After he left college, he got a job as a probation officer for Los Angeles County. The schedule allowed him to take a course in film editing at Los Angeles Community College.

“They gave us an old ‘Gunsmoke’ to cut up. A fight in the street of Dodge City, two guys with a knife and Matt Dillon with a gun. There were lots of camera angles, and you got to do all this nuts-and-bolts splicing. It was tough. You’re so clumsy when you first start trying to edit film. But I learned a ton.

“One day at work, I heard about a guy who was buying old police cars at an auction. Somebody said he was making a movie. So I went down to Gardena to see him–his name was Toby Hallicki–and I told him I had heard he was going to make a movie and I wanted to work on it. I’m a pretty good talker, and I suppose I exaggerated my experience a bit, but he gave me a job as a cameraman.

“Hallicki was like the earliest movie makers, I think, and maybe I’m like that, too. You know, you come to Los Angeles and decide you want to make a movie, so you make one. That simple. We were flying blind, but we did it. The movie was called ‘Gone in 60 Seconds.’ It’s about a car thief, and it has a 45-minute chase scene.”

A 45-minute chase scene? That’s half the movie.

“Yep,” Vacek says. “Well, the more we looked at the film in the editing room, the more we realized that the chase stuff was the best. So we just kept putting more chase in. The great thing about working on something like that is that you learn to do it all. You use the cameras, help rewrite the script, do some of the lighter stunts. You even learn how to market a film. It was the greatest way to learn. You never look over your shoulder. You don’t have time.”

“Gone in 60 Seconds” went on to become a cult film with car-chase enthusiasts. And Jack Vacek went on to make his own movie.

“I think my folks thought I was out of my mind when they got the letter,” he says.

That’s an understatement, says Jack’s mother, Lil.

“Oh my, yes, there wasn’t anything like this in the family,” she says. “It took us really by surprise. There were a lot of phone calls from L.A. to Omaha. But Jack always had a level head on his shoulders, so one day we said, ‘OK, let’s do it.’ ”

Lil and husband John sold their house and moved to Los Angeles. Their daughter, Karen, and her husband, Mick Brennan, also packed up and moved out.

“Our relatives back home thought we were crazy,” Lil says. “We got out here and had no idea how much competition there would be. All of this was absolutely out of our realm.

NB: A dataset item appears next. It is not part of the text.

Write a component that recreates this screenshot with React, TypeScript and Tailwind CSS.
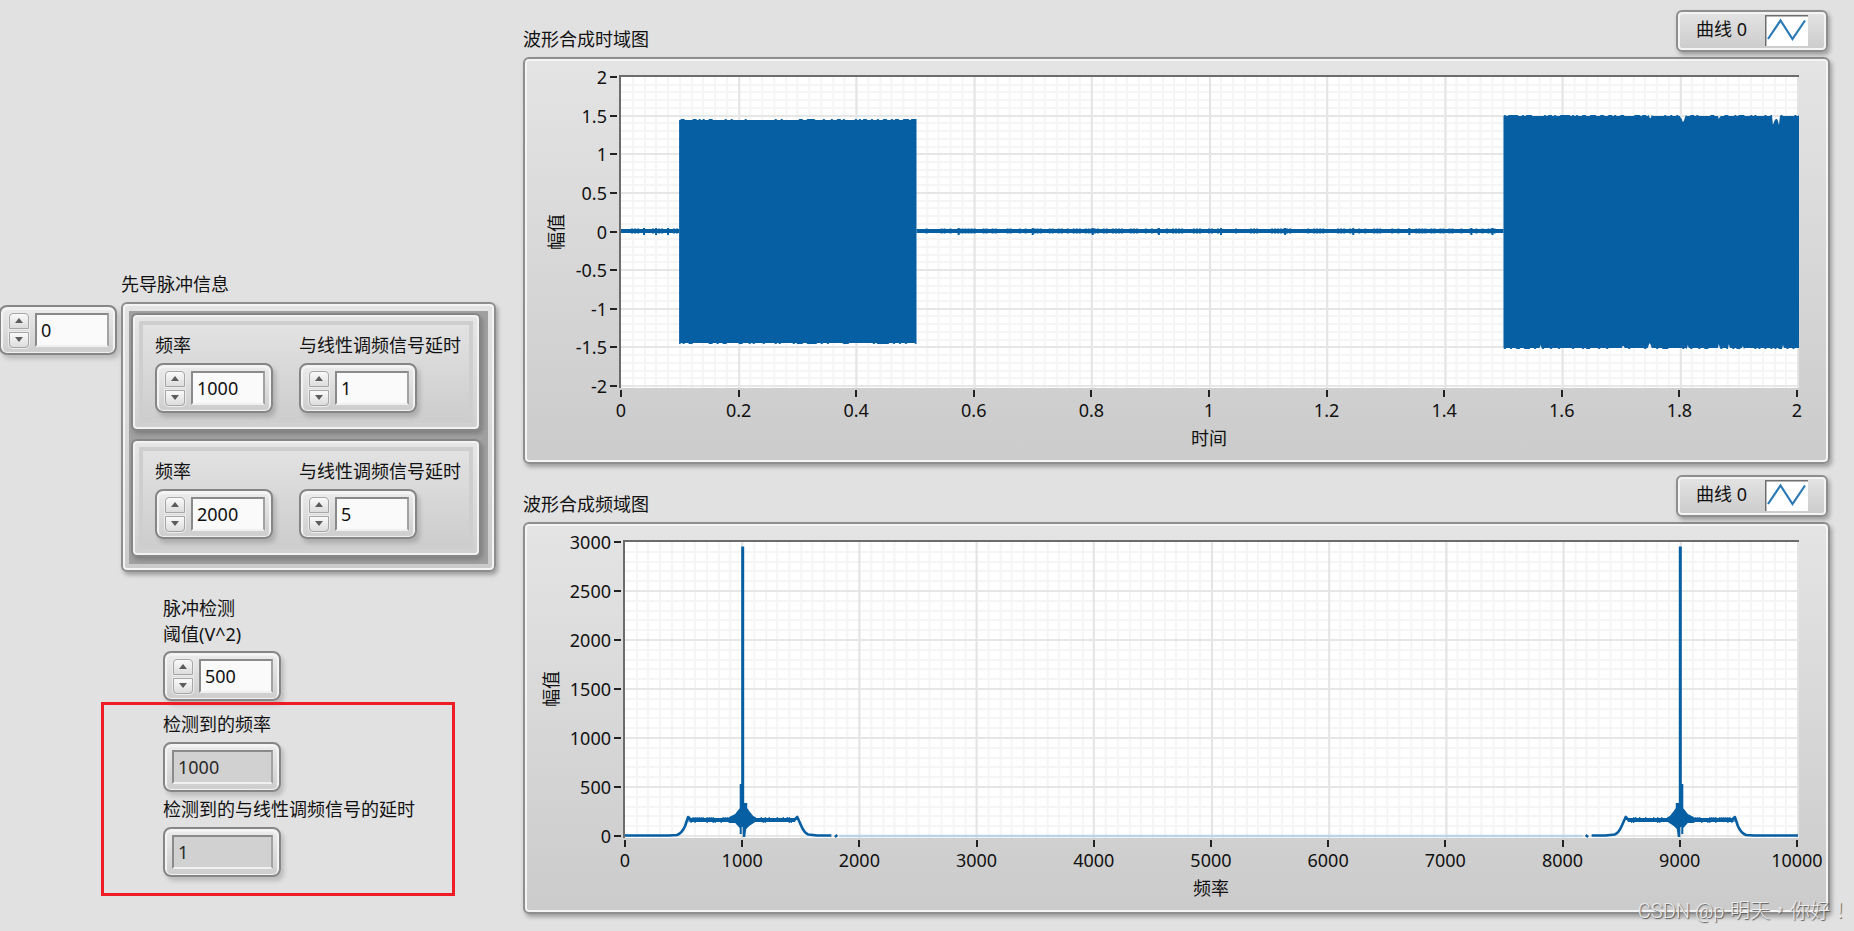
import React, { useId, useState } from 'react';

const FRAME =
  'border-2 border-[#8e8e8e] rounded-md bg-linear-to-b from-[#e4e4e4] to-[#cbcbcb] shadow-[inset_0_0_0_2px_#f4f4f4,2px_3px_4px_rgba(0,0,0,0.3)]';
const CONTROL =
  'h-[50px] w-[118px] border-2 border-[#868686] rounded-lg bg-linear-to-b from-[#ececec] to-[#cdcdcd] shadow-[inset_0_1px_1px_2px_#f4f4f4,3px_4px_4px_rgba(0,0,0,0.16)]';
const BOX =
  'h-[34px] border-t-2 border-l-2 border-r-2 border-b-2 border-t-[#8a8a8a] border-l-[#8a8a8a] border-r-[#a2a2a2] border-b-[#f0f0f0] pl-1 outline-none';
const STEP =
  'flex h-[16px] w-[20px] items-center justify-center border border-[#a6a6a6] bg-linear-to-b from-[#fafafa] to-[#dcdcdc] shadow-[0_0_0_1px_#ececec]';

interface NumericProps {
  initial: number;
  id?: string;
  name?: string;
}

const Numeric: React.FC<NumericProps> = ({ initial, id, name }) => {
  const [value, setValue] = useState(String(initial));
  const step = (d: number) => setValue(String((Number(value) || 0) + d));

  return (
    <div className={`flex items-center gap-1.5 pl-2 ${CONTROL}`}>
      <div className="flex flex-col gap-[3px]">
        <button type="button" aria-label="增加" onClick={() => step(1)} className={`rounded-t ${STEP}`}>
          <svg width="8" height="5" viewBox="0 0 8 5"><path d="M0 5 L4 0 L8 5 Z" fill="#5c5c5c" /></svg>
        </button>
        <button type="button" aria-label="减少" onClick={() => step(-1)} className={`rounded-b ${STEP}`}>
          <svg width="8" height="5" viewBox="0 0 8 5"><path d="M0 0 L8 0 L4 5 Z" fill="#5c5c5c" /></svg>
        </button>
      </div>
      <input
        id={id}
        aria-label={name}
        inputMode="numeric"
        value={value}
        onChange={(e) => setValue(e.target.value)}
        className={`w-[74px] bg-[#fafafa] ${BOX}`}
      />
    </div>
  );
};

const Indicator: React.FC<{ value: string; id: string }> = ({ value, id }) => (
  <div className={`flex items-center pl-[7px] ${CONTROL}`}>
    <input id={id} readOnly value={value} className={`w-[101px] bg-[#d1d1d1] text-[#2a2a2a] ${BOX}`} />
  </div>
);

const LabeledNumeric: React.FC<{ label: string; initial: number }> = ({ label, initial }) => {
  const id = useId();
  return (
    <div className="w-[118px]">
      <label htmlFor={id} className="mb-[5px] block whitespace-nowrap">{label}</label>
      <Numeric id={id} initial={initial} />
    </div>
  );
};

const PulseCluster: React.FC<{ freq: number; delay: number }> = ({ freq, delay }) => (
  <div className="rounded-md border-2 border-[#868686] bg-linear-to-b from-[#e6e6e6] to-[#d0d0d0] p-1.5 shadow-[inset_0_0_0_2px_#f2f2f2,2px_3px_4px_rgba(0,0,0,0.2)]">
    <div className="flex gap-[26px] border-4 border-[#cecece] bg-linear-to-b from-[#e2e2e2] to-[#cdcdcd] pt-[7px] pb-1.5 pl-3">
      <LabeledNumeric label="频率" initial={freq} />
      <LabeledNumeric label="与线性调频信号延时" initial={delay} />
    </div>
  </div>
);

// Repeatable noise in 0..1
const noise = (i: number) => {
  const v = Math.sin(i * 12.9898) * 43758.5453;
  return v - Math.floor(v);
};

// Filled envelope of a dense burst, one point per pixel
const burst = (x0: number, x1: number, top: number, bottom: number, dips: Record<number, number> = {}, rises: Record<number, number> = {}) => {
  const up: string[] = [];
  const down: string[] = [];
  for (let x = x0; x <= x1; x++) {
    const t = noise(Math.floor(x / 2)) > 0.6 ? 1 : 0;
    const b = noise(Math.floor(x / 2) + 500) > 0.65 ? 1 : 0;
    up.push(`${x},${top - t + (dips[x] ?? 0)}`);
    down.unshift(`${x},${bottom + b - (rises[x] ?? 0)}`);
  }
  return [...up, ...down].join(' ');
};

const DIPS = { 1027: 3, 1028: 3, 1058: 3, 1059: 4, 1060: 6, 1061: 5, 1062: 3, 1096: 4, 1097: 2, 1150: 9, 1151: 6, 1152: 4, 1153: 3, 1154: 4, 1155: 6, 1156: 9 };
const RISES = { 918: 3, 1000: 3, 1001: 3, 1026: 3, 1027: 5, 1028: 3, 1065: 4, 1096: 4, 1106: 4, 1120: 3, 1160: 3 };

const TimeTrace: React.FC = () => (
  <g fill="#075fa3">
    <rect x="0" y="152" width="58" height="4" />
    <rect x="295" y="152" width="586" height="4" />
    {[22, 34, 46, 336, 410, 470, 536, 598, 662, 730, 786, 848, 869].map((x) => (
      <rect key={x} x={x} y="151" width="2" height="7" />
    ))}
    {Array.from({ length: 290 }, (_, i) => i * 3 + 4)
      .filter((x) => (x < 58 || x > 297) && noise(x) > 0.5)
      .map((x) => (
        <rect key={x} x={x} y="151" width="2" height="6" opacity="0.5" />
      ))}
    <polygon points={burst(58, 295, 43, 266)} />
    <polygon points={burst(881, 1176, 39, 271, DIPS, RISES)} />
  </g>
);

const Hump: React.FC = () => {
  const ripple: string[] = [];
  for (let x = 64; x < 170; x += 2) {
    ripple.push(`M${x} ${275 + Math.round(noise(x))}V${280 + Math.round(noise(x + 90) * 0.6)}`);
  }
  return (
    <g stroke="#075fa3" fill="none">
      <path strokeWidth="2.6" strokeLinejoin="round" d="M0 293.5 H44 L52 293 Q57 291 60 284 L63 275 L66 278 M169 278 L172 275 L176 284 Q179 291 183 292.5 L192 293.5 H206" />
      <path strokeWidth="2.4" d="M209.5 295 L212 293" />
      <path strokeWidth="4" d="M65 278 H170" />
      <path strokeWidth="1.2" d={ripple.join('')} />
      <path fill="#075fa3" stroke="none" d="M104 275 L110 272 L113 268 L115 266 V261 H122 V266 L124 269 L128 274 L130 275 V280 L124 284 L121 287 L120 295 H117.500 V285 H116.500 V292 H114.500 V286 L110 281 L104 281 Z" />
      <path strokeWidth="3" d="M117.500 4.500 V284" />
      <path strokeWidth="3" d="M116 242 V270" />
    </g>
  );
};

const FreqTrace: React.FC = () => (
  <g>
    <path d="M214 294 H956" stroke="#bdd4e7" strokeWidth="2.4" />
    <Hump />
    <g transform="translate(1171 0) scale(-1 1)"><Hump /></g>
  </g>
);

interface GridProps {
  cols: number;
  rows: number;
  colMinor: number;
  rowMinor: number;
  span: [number, number];
}

const Grid: React.FC<GridProps> = ({ cols, rows, colMinor, rowMinor, span }) => {
  const [w, h] = span;
  const xs = Array.from({ length: cols * colMinor }, (_, i) => i + 1);
  const ys = Array.from({ length: rows * rowMinor }, (_, i) => i + 1);
  const vx = (i: number) => Math.round((i * w) / (cols * colMinor));
  const hy = (i: number) => Math.round((i * h) / (rows * rowMinor));
  return (
    <g strokeWidth="2">
      <path stroke="#f5f5f5" d={xs.map((i) => `M${vx(i)} 0V${h + 3}`).join('')} />
      <path stroke="#f5f5f5" d={ys.map((i) => `M0 ${hy(i)}H${w + 3}`).join('')} />
      <path stroke="#e4e4e4" d={xs.filter((i) => i % colMinor === 0).map((i) => `M${vx(i)} 0V${h + 3}`).join('')} />
      <path stroke="#e6e6e6" d={ys.filter((i) => i % rowMinor === 0).map((i) => `M0 ${hy(i)}H${w + 3}`).join('')} />
    </g>
  );
};

const Legend: React.FC = () => (
  <div className={`mr-[2px] flex h-[42px] w-[152px] items-start justify-between pt-[3px] pr-[18px] pl-[18px] ${FRAME}`}>
    <span className="leading-[29px]">曲线 0</span>
    <svg width="43" height="31" viewBox="0 0 43 31">
      <rect width="43" height="31" fill="#fff" />
      <path d="M0.500 31 V0.500 H43" fill="none" stroke="#6e6e6e" strokeWidth="2" />
      <path d="M3 24 L15.500 5.500 L27.500 24 L40 5.500" fill="none" stroke="#2b7ab6" strokeWidth="2.2" />
    </svg>
  </div>
);

interface GraphProps {
  title: string;
  xTitle: string;
  xTicks: string[];
  yTicks: string[];
  axisClass: string;
  tickClass: string;
  heightClass: string;
  viewBox: string;
  children: React.ReactNode;
}

const Graph: React.FC<GraphProps> = ({ title, xTitle, xTicks, yTicks, axisClass, tickClass, heightClass, viewBox, children }) => (
  <section>
    <div className="mb-[5px] flex items-end justify-between">
      <h2>{title}</h2>
      <Legend />
    </div>
    <div className={`flex pt-4 pr-[29px] pb-[11px] ${FRAME}`}>
      <div className={`flex w-7 items-center justify-center ${axisClass} ${heightClass}`}>
        <span className="rotate-180 [text-orientation:sideways] [writing-mode:vertical-rl]">幅值</span>
      </div>
      <div className={`flex flex-col justify-between py-0.5 pr-[2px] ${tickClass} ${heightClass}`}>
        {yTicks.map((t) => (
          <div key={t} className="flex h-0 items-center justify-end gap-[3px]">
            <span>{t}</span>
            <span className="h-0.5 w-[7px] bg-[#222]" />
          </div>
        ))}
      </div>
      <div className="min-w-0 flex-1">
        <div className={`border-t-2 border-l-2 border-[#6c6c6c] bg-white ${heightClass}`}>
          <svg className="block h-full w-full" viewBox={viewBox} preserveAspectRatio="none">
            {children}
          </svg>
        </div>
        <div className="mt-0.5 flex justify-between pr-0.5 pl-0.5">
          {xTicks.map((t) => (
            <div key={t} className="flex w-0 flex-col items-center">
              <span className="h-[7px] w-0.5 bg-[#222]" />
              <span>{t}</span>
            </div>
          ))}
        </div>
        <div className="mt-0.5 text-center">{xTitle}</div>
      </div>
    </div>
  </section>
);

const App: React.FC = () => (
  <main className="relative flex min-h-screen overflow-hidden bg-[#e1e1e1] font-['Noto_Sans','Noto_Sans_CJK_SC',sans-serif] text-[18px] leading-[26px] text-[#111]">
    <div className="w-[523px] shrink-0 pt-[271px]">
      <div className="flex items-start gap-1">
        <div className="mt-[34px] -ml-px">
          <Numeric initial={0} name="索引" />
        </div>
        <section className="w-[375px]">
          <h2 className="mb-[5px]">先导脉冲信息</h2>
          <div className={`px-1.5 pt-[7px] pb-1.5 ${FRAME}`}>
            <div className="flex flex-col gap-2 bg-[#a0a0a0] pt-0.5 pr-[7px] pb-[7px] pl-0.5">
              <PulseCluster freq={1000} delay={1} />
              <PulseCluster freq={2000} delay={5} />
            </div>
          </div>
        </section>
      </div>

      <div className="mt-[23px] ml-[163px]">
        <label htmlFor="threshold" className="mb-1 block">
          脉冲检测
          <br />
          阈值(V^2)
        </label>
        <Numeric id="threshold" initial={500} />
      </div>

      <section className="mt-px ml-[101px] w-[354px] border-[3px] border-[#ee1c25] pt-1.5 pb-4 pl-[59px]">
        <label htmlFor="found-freq" className="mb-[5px] block">检测到的频率</label>
        <Indicator id="found-freq" value="1000" />
        <label htmlFor="found-delay" className="my-[5px] -mt-px block pt-[5px]">检测到的与线性调频信号的延时</label>
        <Indicator id="found-delay" value="1" />
      </section>
    </div>

    <div className="flex min-w-0 flex-1 flex-col gap-[11px] pt-2.5 pr-6">
      <Graph
        title="波形合成时域图"
        xTitle="时间"
        xTicks={['0', '0.2', '0.4', '0.6', '0.8', '1', '1.2', '1.4', '1.6', '1.8', '2']}
        yTicks={['2', '1.5', '1', '0.5', '0', '-0.5', '-1', '-1.5', '-2']}
        axisClass="ml-[17px]"
        tickClass="w-[49px]"
        heightClass="h-[313px]"
        viewBox="0 0 1176 311"
      >
        <Grid cols={10} rows={8} colMinor={10} rowMinor={5} span={[1175, 309]} />
        <TimeTrace />
      </Graph>
      <Graph
        title="波形合成频域图"
        xTitle="频率"
        xTicks={['0', '1000', '2000', '3000', '4000', '5000', '6000', '7000', '8000', '9000', '10000']}
        yTicks={['3000', '2500', '2000', '1500', '1000', '500', '0']}
        axisClass="ml-3"
        tickClass="w-[58px]"
        heightClass="h-[298px]"
        viewBox="0 0 1172 296"
      >
        <Grid cols={10} rows={6} colMinor={10} rowMinor={5} span={[1171, 294]} />
        <FreqTrace />
      </Graph>
    </div>

    <div className="absolute right-1 bottom-[7px] font-['Roboto','Noto_Sans_CJK_TC',sans-serif] text-[20px] font-light text-[#ececec] [text-shadow:1px_1px_1px_#555]">
      CSDN @p-明天，你好！
    </div>
  </main>
);

export default App;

But my daughter was here with us and Jack was here, so we were all going to be together, and it would be sink or swim.”

John Vacek, Jack’s father, recalls: “We lived on a very slim margin. We paid ourselves minimal wages to make the movie, and we fixed all the food for the crew and fixed things when they broke and did it all. No one had time to hold down another job.”

“We got up at 4 in the morning to make the sandwiches,” Lil says.

By the time his parents arrived, Jack Vacek was living in a large rented house on Norton in the Wilshire District, which became their production office.

Jack says, “I wrote the script for the movie with my girlfriend, Trice Schubert, who is now my wife. You look at a few scripts and you figure out how to write one. I had never written a word of dialogue. But I do listen to how people talk.

“My father and I invested everything we had, and we got other relatives and friends to invest until we had the $200,000 we needed to shoot it.”

At first the film was called “Smokey,” the handle, or nickname, that CB radio operators have given to highway patrol officers.